**To be done**
Select and reproduce each line of the listing below that bears the string "styles".

**Available data**
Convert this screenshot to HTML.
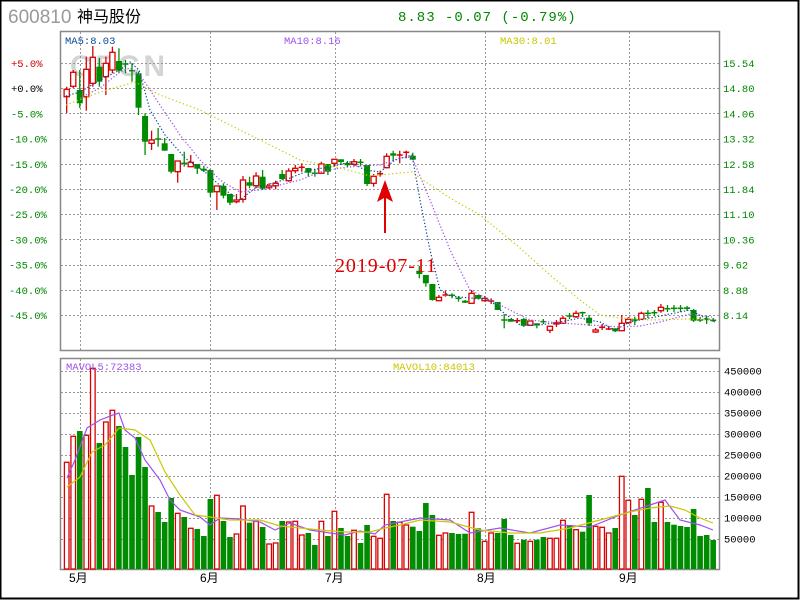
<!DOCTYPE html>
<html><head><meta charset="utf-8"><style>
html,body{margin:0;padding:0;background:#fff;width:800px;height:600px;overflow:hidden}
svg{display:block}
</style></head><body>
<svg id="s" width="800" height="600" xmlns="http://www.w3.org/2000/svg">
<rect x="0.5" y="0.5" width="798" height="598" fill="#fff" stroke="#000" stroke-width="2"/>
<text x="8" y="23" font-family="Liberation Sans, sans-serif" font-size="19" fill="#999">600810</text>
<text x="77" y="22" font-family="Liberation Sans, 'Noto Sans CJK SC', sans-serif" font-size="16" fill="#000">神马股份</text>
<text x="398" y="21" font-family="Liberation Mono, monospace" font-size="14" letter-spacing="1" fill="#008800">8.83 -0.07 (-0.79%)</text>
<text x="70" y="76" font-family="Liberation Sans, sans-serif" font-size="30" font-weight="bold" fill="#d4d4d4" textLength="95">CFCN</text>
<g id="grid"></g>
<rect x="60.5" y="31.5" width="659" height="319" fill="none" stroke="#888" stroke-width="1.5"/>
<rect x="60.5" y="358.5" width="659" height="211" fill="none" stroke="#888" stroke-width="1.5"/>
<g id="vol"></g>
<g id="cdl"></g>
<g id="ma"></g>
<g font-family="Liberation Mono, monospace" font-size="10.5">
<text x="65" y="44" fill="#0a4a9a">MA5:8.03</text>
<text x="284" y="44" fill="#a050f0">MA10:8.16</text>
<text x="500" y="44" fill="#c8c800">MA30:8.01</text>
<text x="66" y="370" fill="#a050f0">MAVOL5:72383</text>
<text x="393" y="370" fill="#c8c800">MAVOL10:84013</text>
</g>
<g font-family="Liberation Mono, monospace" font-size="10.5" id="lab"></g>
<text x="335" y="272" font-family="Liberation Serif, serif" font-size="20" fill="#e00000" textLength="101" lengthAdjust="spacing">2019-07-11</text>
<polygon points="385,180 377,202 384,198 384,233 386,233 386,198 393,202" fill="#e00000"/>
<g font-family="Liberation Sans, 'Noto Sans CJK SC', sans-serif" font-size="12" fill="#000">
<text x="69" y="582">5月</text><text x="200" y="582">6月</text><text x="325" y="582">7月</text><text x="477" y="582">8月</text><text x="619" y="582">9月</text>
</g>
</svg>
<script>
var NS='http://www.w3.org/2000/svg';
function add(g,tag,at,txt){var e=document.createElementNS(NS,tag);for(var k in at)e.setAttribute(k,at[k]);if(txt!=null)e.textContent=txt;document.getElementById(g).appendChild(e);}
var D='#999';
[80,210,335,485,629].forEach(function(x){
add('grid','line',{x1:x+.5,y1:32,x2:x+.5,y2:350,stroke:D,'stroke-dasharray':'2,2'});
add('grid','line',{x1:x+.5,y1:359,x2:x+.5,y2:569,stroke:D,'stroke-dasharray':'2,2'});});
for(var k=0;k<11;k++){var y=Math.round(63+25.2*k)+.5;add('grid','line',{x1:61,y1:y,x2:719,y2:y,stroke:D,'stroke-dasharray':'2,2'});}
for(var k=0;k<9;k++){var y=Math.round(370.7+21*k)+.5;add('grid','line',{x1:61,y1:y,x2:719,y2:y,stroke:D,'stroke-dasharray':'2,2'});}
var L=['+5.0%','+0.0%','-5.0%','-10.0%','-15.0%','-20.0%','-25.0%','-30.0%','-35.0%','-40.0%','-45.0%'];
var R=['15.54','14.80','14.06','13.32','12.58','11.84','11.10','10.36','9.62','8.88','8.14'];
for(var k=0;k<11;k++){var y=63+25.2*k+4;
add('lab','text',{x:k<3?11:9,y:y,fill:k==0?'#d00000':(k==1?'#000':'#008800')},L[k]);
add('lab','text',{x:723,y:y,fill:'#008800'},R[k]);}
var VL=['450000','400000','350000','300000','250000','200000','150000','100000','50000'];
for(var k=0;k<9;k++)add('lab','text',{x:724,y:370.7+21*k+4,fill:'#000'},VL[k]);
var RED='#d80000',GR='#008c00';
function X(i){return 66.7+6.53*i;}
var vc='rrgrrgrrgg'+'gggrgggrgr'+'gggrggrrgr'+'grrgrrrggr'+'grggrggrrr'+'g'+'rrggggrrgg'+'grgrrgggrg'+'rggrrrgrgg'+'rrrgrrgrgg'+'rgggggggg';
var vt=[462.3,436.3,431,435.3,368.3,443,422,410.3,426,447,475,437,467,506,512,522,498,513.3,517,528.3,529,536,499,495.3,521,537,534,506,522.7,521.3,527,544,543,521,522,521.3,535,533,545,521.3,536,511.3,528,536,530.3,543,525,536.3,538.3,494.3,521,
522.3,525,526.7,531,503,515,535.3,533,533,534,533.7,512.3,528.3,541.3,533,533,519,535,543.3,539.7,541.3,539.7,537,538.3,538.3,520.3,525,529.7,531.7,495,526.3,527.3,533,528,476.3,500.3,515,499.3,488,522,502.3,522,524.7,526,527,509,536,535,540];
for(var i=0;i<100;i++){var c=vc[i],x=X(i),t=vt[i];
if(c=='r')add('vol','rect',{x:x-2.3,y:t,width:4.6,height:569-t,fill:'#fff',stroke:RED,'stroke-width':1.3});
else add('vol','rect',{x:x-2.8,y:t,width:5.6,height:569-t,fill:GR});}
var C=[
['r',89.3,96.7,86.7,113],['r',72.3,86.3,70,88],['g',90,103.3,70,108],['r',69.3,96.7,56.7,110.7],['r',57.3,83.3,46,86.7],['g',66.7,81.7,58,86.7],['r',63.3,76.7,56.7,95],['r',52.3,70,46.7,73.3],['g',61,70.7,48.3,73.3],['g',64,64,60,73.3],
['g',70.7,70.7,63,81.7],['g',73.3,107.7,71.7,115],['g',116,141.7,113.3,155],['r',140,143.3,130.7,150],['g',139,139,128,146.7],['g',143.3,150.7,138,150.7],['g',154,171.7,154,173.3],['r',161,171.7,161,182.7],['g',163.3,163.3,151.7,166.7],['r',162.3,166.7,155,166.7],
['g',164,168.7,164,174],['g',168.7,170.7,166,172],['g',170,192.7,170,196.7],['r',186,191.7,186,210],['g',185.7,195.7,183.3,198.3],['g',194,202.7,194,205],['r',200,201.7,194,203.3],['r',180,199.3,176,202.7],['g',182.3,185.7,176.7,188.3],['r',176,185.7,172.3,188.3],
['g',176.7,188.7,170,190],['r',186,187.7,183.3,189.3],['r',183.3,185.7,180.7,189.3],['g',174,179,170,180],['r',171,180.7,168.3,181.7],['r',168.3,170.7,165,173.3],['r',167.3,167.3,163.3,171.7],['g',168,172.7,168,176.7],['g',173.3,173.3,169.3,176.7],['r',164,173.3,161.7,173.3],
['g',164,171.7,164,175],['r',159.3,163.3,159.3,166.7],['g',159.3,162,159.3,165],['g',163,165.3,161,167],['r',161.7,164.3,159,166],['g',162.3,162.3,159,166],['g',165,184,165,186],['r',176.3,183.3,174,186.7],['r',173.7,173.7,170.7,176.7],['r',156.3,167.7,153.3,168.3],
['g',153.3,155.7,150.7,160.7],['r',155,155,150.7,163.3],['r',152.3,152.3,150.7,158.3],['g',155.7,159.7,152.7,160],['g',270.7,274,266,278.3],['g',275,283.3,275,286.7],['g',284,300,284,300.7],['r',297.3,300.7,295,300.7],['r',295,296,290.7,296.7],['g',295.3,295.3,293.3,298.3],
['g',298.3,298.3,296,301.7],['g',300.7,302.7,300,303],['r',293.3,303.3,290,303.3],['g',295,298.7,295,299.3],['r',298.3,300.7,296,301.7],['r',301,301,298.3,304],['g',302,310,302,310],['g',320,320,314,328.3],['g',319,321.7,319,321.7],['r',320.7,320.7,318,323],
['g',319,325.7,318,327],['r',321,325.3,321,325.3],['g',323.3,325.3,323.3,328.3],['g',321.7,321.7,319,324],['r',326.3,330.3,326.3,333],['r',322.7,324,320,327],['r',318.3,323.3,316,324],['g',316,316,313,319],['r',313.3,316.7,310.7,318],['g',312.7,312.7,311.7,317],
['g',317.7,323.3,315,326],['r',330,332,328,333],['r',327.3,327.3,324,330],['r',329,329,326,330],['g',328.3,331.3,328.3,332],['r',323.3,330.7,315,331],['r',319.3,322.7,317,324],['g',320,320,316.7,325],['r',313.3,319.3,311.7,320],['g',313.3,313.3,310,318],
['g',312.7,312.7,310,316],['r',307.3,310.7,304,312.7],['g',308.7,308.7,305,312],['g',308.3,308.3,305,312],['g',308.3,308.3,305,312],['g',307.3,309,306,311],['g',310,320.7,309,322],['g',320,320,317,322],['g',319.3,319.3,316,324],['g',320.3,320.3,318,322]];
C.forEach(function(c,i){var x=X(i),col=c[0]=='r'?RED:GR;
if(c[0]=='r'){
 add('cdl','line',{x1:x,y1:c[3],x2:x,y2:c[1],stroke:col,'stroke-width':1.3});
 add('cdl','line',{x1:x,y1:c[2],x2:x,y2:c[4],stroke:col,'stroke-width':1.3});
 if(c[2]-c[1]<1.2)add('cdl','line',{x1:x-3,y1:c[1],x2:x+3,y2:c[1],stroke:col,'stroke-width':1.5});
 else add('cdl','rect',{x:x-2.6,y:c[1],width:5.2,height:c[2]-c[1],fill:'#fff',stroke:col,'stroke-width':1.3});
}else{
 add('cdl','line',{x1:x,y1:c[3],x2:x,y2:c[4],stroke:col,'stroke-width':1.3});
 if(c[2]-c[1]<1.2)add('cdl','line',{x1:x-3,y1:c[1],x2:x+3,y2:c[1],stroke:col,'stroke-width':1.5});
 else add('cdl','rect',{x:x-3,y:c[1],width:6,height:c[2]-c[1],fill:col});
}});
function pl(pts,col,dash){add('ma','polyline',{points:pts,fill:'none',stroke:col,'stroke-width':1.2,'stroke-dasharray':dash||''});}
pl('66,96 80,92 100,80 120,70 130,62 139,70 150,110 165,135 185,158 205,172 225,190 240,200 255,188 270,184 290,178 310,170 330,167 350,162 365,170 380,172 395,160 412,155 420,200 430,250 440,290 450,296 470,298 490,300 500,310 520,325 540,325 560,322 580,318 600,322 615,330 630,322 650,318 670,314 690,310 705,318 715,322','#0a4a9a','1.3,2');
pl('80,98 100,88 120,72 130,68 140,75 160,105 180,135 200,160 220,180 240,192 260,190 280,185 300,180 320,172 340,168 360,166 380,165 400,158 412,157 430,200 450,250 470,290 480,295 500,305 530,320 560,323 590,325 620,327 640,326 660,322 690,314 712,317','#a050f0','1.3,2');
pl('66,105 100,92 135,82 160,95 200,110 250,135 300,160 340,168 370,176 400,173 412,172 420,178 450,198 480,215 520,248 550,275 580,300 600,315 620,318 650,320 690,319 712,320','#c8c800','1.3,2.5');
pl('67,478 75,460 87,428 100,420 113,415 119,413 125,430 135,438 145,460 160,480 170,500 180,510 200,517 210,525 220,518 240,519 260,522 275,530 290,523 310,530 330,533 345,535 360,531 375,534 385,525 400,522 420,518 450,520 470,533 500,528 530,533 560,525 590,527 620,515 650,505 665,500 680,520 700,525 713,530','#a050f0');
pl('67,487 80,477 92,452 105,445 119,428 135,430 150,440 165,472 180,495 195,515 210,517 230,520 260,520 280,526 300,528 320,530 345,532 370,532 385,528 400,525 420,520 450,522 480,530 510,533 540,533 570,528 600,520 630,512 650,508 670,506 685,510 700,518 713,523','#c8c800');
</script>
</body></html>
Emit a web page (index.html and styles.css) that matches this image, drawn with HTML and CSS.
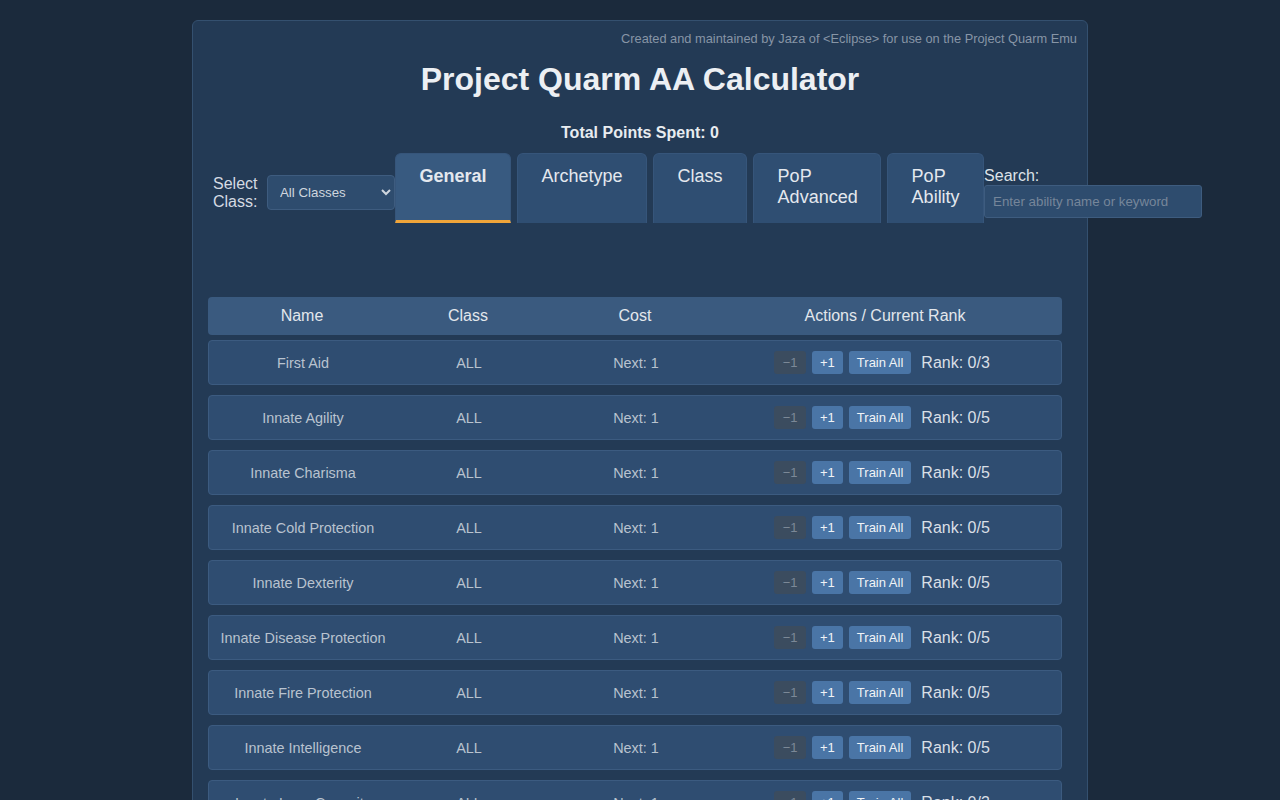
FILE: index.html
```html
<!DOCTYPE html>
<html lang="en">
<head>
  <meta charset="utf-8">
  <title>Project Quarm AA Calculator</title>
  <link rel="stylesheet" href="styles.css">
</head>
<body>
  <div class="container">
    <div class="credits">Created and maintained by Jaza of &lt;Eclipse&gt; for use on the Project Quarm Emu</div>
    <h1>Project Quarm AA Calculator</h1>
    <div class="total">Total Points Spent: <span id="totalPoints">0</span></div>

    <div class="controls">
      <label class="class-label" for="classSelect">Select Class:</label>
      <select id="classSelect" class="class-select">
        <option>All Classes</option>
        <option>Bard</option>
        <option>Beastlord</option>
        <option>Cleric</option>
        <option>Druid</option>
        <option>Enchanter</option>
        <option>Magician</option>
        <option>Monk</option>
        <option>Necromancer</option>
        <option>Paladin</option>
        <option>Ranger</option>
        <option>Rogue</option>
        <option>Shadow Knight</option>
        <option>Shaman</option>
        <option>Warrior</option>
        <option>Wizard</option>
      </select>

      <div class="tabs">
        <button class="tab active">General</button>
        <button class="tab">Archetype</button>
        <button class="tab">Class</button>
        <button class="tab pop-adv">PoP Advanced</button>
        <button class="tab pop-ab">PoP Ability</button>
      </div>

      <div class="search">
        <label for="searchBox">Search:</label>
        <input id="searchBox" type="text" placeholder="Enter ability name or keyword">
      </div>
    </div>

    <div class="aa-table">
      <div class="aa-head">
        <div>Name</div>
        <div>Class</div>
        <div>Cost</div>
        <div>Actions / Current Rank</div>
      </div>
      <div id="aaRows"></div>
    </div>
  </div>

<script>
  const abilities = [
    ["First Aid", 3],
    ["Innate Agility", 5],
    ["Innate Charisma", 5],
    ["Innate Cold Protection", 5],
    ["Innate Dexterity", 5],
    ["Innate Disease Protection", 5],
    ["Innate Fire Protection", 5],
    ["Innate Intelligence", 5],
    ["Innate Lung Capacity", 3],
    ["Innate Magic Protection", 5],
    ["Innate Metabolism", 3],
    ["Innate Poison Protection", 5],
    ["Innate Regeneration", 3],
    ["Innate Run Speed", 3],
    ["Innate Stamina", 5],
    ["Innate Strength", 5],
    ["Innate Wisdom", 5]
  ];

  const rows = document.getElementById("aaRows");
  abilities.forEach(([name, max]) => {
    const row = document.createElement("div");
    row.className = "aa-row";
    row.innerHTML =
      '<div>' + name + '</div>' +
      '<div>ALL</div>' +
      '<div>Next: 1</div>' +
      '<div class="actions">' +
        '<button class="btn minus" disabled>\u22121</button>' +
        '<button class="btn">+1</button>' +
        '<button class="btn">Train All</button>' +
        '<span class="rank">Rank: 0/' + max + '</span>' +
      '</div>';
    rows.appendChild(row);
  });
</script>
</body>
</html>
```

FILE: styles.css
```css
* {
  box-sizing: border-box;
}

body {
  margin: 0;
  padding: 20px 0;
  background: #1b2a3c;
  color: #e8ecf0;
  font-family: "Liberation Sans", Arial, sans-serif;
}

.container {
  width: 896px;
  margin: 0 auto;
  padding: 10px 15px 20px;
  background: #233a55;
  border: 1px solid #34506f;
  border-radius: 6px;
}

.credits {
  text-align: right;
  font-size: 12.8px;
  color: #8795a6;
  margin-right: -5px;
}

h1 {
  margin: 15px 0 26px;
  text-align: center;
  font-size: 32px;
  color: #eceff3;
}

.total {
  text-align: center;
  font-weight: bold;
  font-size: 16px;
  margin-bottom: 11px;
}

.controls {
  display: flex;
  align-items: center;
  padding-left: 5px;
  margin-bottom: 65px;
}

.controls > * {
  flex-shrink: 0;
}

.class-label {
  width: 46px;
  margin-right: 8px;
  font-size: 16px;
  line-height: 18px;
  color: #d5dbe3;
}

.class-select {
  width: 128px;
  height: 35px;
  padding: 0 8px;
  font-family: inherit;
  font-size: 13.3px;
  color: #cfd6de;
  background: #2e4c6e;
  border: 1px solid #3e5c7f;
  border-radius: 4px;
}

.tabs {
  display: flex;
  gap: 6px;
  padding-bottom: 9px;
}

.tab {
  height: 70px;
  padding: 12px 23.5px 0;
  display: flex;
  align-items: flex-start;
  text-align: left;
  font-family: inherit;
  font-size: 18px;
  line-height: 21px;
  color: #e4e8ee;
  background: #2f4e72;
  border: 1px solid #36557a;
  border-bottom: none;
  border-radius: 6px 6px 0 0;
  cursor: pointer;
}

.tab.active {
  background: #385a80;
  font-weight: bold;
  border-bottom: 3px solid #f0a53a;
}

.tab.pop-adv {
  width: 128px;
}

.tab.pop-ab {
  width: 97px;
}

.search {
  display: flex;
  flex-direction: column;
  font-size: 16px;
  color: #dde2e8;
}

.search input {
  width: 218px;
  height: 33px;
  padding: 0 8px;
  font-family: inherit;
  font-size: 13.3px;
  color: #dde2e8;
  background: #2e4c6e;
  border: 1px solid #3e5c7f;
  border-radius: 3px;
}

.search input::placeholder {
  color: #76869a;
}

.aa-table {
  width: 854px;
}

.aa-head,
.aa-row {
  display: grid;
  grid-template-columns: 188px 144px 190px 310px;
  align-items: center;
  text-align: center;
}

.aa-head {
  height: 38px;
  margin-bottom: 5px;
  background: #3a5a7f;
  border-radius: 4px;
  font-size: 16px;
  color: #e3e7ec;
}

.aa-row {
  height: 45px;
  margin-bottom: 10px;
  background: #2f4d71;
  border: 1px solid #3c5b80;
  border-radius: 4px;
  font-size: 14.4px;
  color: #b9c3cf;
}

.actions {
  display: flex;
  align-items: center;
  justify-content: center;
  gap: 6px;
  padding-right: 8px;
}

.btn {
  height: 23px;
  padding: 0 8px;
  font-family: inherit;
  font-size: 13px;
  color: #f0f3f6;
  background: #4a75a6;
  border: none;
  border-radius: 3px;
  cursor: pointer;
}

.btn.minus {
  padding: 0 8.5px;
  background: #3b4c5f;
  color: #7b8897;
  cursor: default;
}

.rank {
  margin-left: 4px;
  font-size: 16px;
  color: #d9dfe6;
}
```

**Result for this task**
Emit a web page (index.html and styles.css) that matches this image, drawn with HTML and CSS.
  <link rel="stylesheet" href="styles.css">
FILE: styles.css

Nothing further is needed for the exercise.